Stochastic and MACD are already reflecting oversold conditions though, which suggests that sellers are feeling exhausted and that a bounce might be due. In that case, price could retreat until the SMAs around the 1.2700 mark or until the nearby area of interest at 1.2600 before resuming the drop.
A rally past 1.2700, however, might indicate that buying pressure is returning and that a reversal might be in the cards. If this line in the sand holds as resistance, euro bears might join the downtrend at better prices and eventually push price below 1.2500 onto new lows around the 1.2300-1.2400 major psychological levels.

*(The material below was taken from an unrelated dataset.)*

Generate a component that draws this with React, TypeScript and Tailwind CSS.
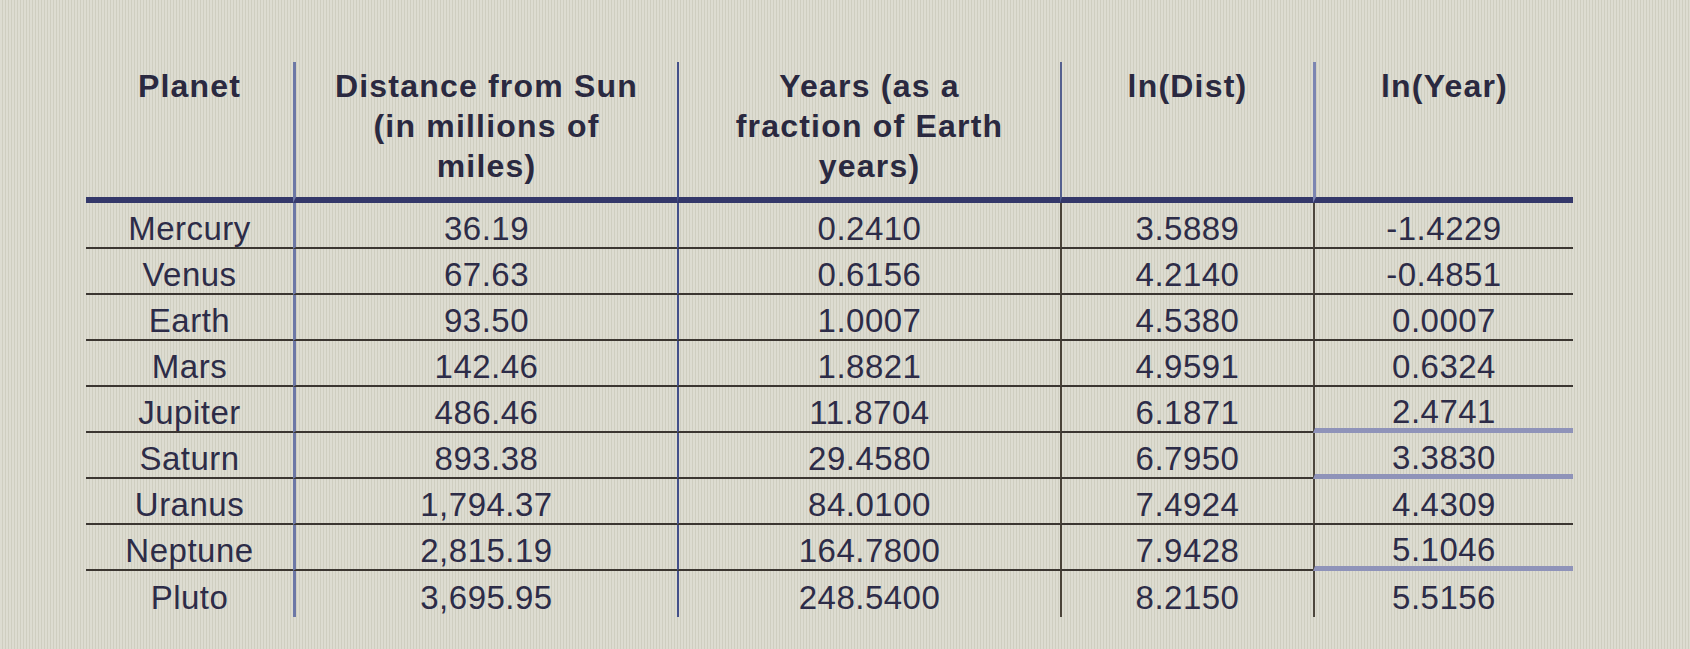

Major event risks for this EURUSD trade include the ECB interest rate decision on Thursday and the US non-farm payrolls release on Friday. Dovish remarks from the ECB could be the catalyst for a strong downside break, along with strong US jobs data.
From a longer-term perspective, monetary policy differences between the Fed and the ECB could keep the downtrend intact. After all, the ECB just eased a couple of times this year while the Fed just finished its taper and is looking to hike rates sometime next year. The change in the wording of the latest FOMC statement reflects the shift to a more hawkish bias, but this is still up for confirmation from economic data.
The 100 SMA is still moving below the 200 SMA, which suggests that the ongoing selloff could carry on. An upside crossover, however, might signal a quick EURUSD correction as traders could book profits as the year draws to a close.